Why I Left the Lutheran Church

  • Bible versus catechism.
  • Christ’s church versus Luther’s church.
  • Infant baptism, sprinkling, and pouring.
  • Obedient faith versus faith only.

Condensed point: The Lutheran critique argues that Luther’s name, catechism, baptismal practices, and faith-only doctrine depart from New Testament teaching.

Why I Left the Catholic Church

  • Scripture versus Catholic authority and tradition.
  • Papacy, infallibility, priesthood, and hierarchy.
  • Infant baptism and sprinkling.
  • Penance, purgatory, indulgences, auricular confession, and priestly forgiveness.
  • Images, relics, Marian devotion, transubstantiation, and withholding the cup.

Condensed point: Roman Catholicism is presented as the most developed example of accumulated tradition replacing New Testament simplicity.

Why I Left the World

  • Leaving worldly life for obedience to Christ.
  • Choosing the kingdom over the world.
  • Rejecting worldly approval as the measure of truth.

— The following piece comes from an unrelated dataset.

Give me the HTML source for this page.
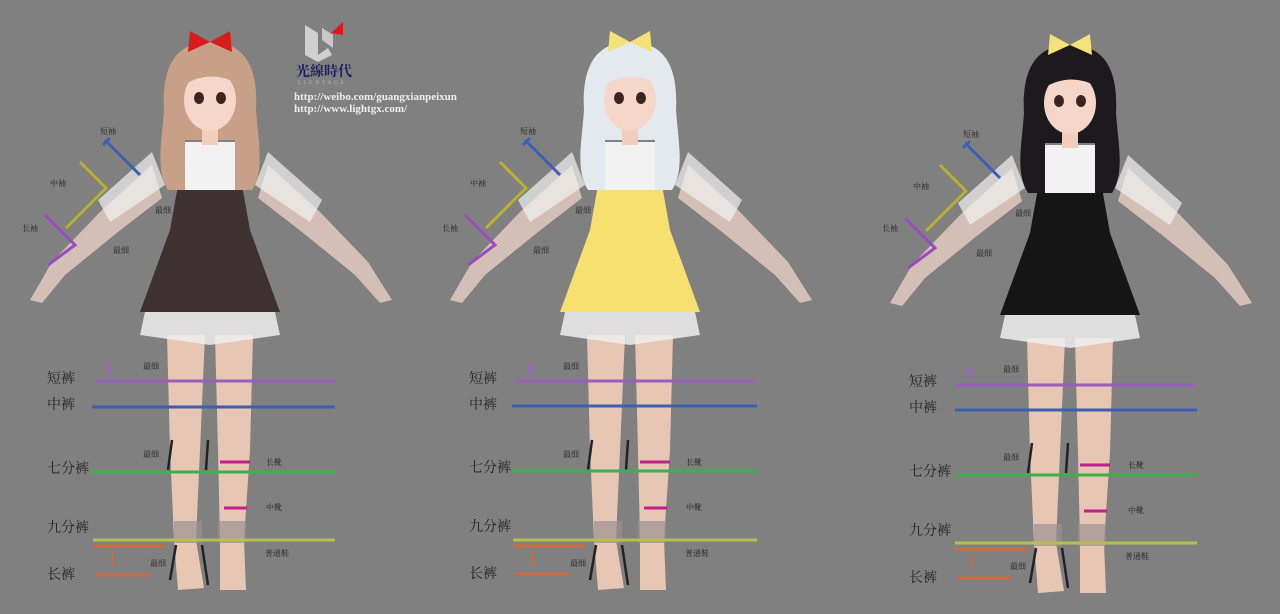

Condensed point: Leaving error is not only denominational; it also includes leaving the world’s values, sins, and loyalties.

Anti-Class Position

  • Misapplication of 1 Corinthians 14.
  • Consistency issues with singing schools and teaching arrangements.
  • Titus 2 teaching.
  • Bible classes treated as an expedient for teaching.

Condensed point: Bible classes are defended as a lawful expedient for teaching, not a separate unauthorized institution.

Best Overall Talking Points

  1. The Bible is sufficient.
  2. Christ built one church.
  3. Names matter.
  4. Baptism matters.
  5. Worship must be authorized.
  6. Human additions corrupt simplicity.
  7. Organization must follow the New Testament pattern.
  8. Sincerity is not enough.
  9. Leaving is framed as obedience, not rebellion.
  10. The restoration plea is the heart of the series.

Master summary: These pages collectively argue that the believer must leave every religious system — Catholic, Protestant, denominational, sectarian, or worldly — whenever its name, doctrine, worship, government, or salvation teaching cannot be found in the New Testament.